From European Patent Document EP-PS 0251895, an annular combustion chamber for a gas turbine engine is known. In this case, in order to provide a low polluting combustion, an "external" swirling device is assigned to each burner. The swirling device can be regulated with respect to the supply of a portion of the combustion air.
In the known case, a screen which can be rotated on the outside on a central body in the circumferential direction and which has webs on openings distributed along the circumference performs the regulation. The webs, according to their length, only partly project into radial/tangential openings of the central body. The webs project in such a manner that in intermediate positions of the screen, they each have an angular position which deviates from the openings. In the intermediate positions which are decisive for performing the regulating, a guiding of the duct is obtained which throttles the air flow at the inlet, is divergent in the direction of the flow, and expands abruptly downstream of the trailing edge of the web in the direction of a large-surface duct outlet. In the process, the respective circumferential component of the flow at the respective outlet of the opening is clearly weakened via a separating diffuser flow, whereby generation of the required swirl is considerably impaired. This is a significant disadvantage with respect to developing a uniform turbulence, such turbulence being required during the whole operating condition, as well as a resulting uniform and stable low polluting combustion.

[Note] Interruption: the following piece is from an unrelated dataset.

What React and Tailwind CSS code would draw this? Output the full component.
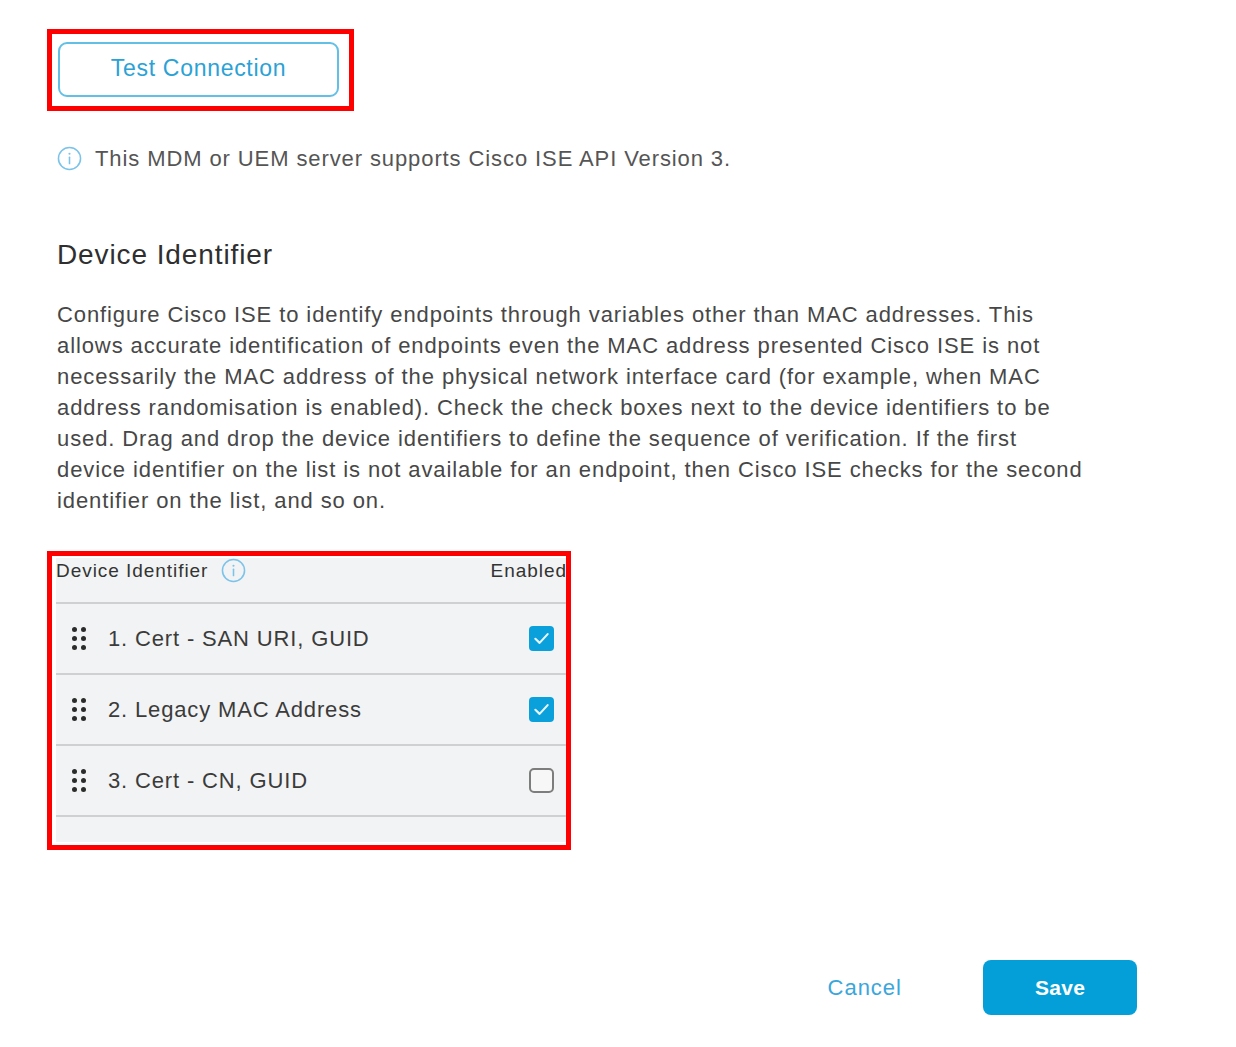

There is therefore needed a burner of the initially mentioned type, in the case of which, while the construction is relatively simple, more compact and lighter, at least one swirling device permits the air flow rate required for a combustion which is uniform and low in pollutants while a uniformly pronounced rotation whirl is formed over a large control range.
According to the present invention, these needs are met by a burner for a gas turbine engine having a ring-shaped swirling device which is coaxially assigned to a fuel nozzle and which forms, between profiles arranged along the circumference, tangential flow ducts for an adjustable feeding of combustion air. The ring-shaped swirling device comprises annular disks which are profiled on their faces with engaging claws. The cross-sections of said flow ducts are controlled by respective axial displacement of at least one of the two annular disks with the engaging claws.

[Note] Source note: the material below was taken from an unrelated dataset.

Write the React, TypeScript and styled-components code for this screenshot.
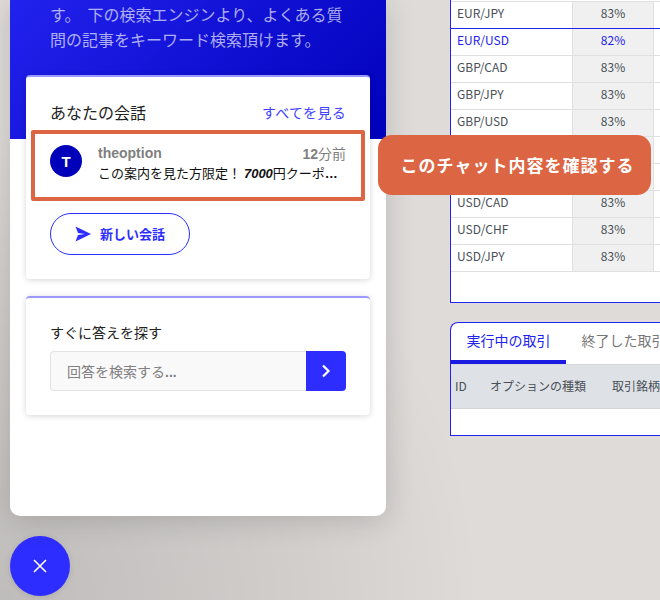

The present invention provides variable swirling ducts which are each distributed uniformly along the circumference and can be constructed in a relatively simple manner. The swirling ducts, in a section view transverse to the swirling device, are always designed to be uniform, for example, wedge-shaped. In this case, the respective duct width, in the direction of the burner axis, of all the ducts, is uniformly variable along the entire length of the ducts. This is all the result of the fact that the respective profiles with their linear faces can be axially moved more or less deep into the corresponding recesses. For example, in an end position in which the profiles and the recesses are completely pushed into one another, the swirling device can be completely blocked off on the air supply side. Despite a relatively large adjusting or regulating range, a burner with such a swirling device can be manufactured in a lighter and more compact construction.
In all embodiments of the present invention, also within the scope of further developments, profiled and walled duct structures are provided. The structures are enclosed along the entire duct length. On the structures, significant dynamic disturbance factors which could impair the respective required swirling efficiency and, in turn, the rotational whirl geometry in the primary zone, do not occur either on the inlet side, the flow-through side, or on the outlet side.
Constructions of the adjustable swirling device which are possible as further embodiments of the invention permit relatively large air flow rates, while the manufacturing is economically acceptable and the construction is compact and light. The profiles have additional frontally open duct recesses which, in a completely pushed-in end position of the remaining profiles and recesses with adjacent component faces, make available the smallest cross-sections of the swirling ducts. By performing an axially opposite component adjustment to the last-mentioned end position, advantageously larger, or a largest, duct cross-section may be adjusted. These cross-sections are preferably constructed in the direction from the outer to the inner ring circumference of the swirling device, while they narrow down in the shape of a wedge or a nozzle. This is so that, also in the case of large amounts of air, a good swirling efficiency and thus a good rotational whirl development is achieved.
Using the adjustable swirling device, all or a significant portion of the primary air which is required for a combustion that is low in pollutants can be supplied. The swirling device can be adjusted for the flow rate of relatively small and relatively large amounts of air.
In an advantageous further embodiment, the present invention permits the combination of at least one controllable or adjustable swirling device with a stationary swirling device. This makes available a constant air supply during the whole operating condition. The fuel supply is varied depending on the load condition, in which case an air supply is "superimposed" on the variable operating conditions which, while being adapted to the respective operating conditions, meets the air requirement with respect to a low polluting combustion. The latter air requirement may be regulated, for example, as a function of an operationally increasing combustion temperature and/or pressure in the combustion chamber. The present invention includes the possibility of burning, for example, stoichiometrically, in certain engine conditions, as well as dependent on the design and use spectrum of the engine, i.e., during the ignition and start of the operation, as well as possibly during an extreme full load, and to burn, predominantly in the cruising operation, with a large amount of air and therefore in a manner than is low in pollutants.
The concerned swirling devices may generate rotational or mixed air swirls which rotate with respect to the burner axis or nozzle axis approximately in the same direction or in mutually opposite directions.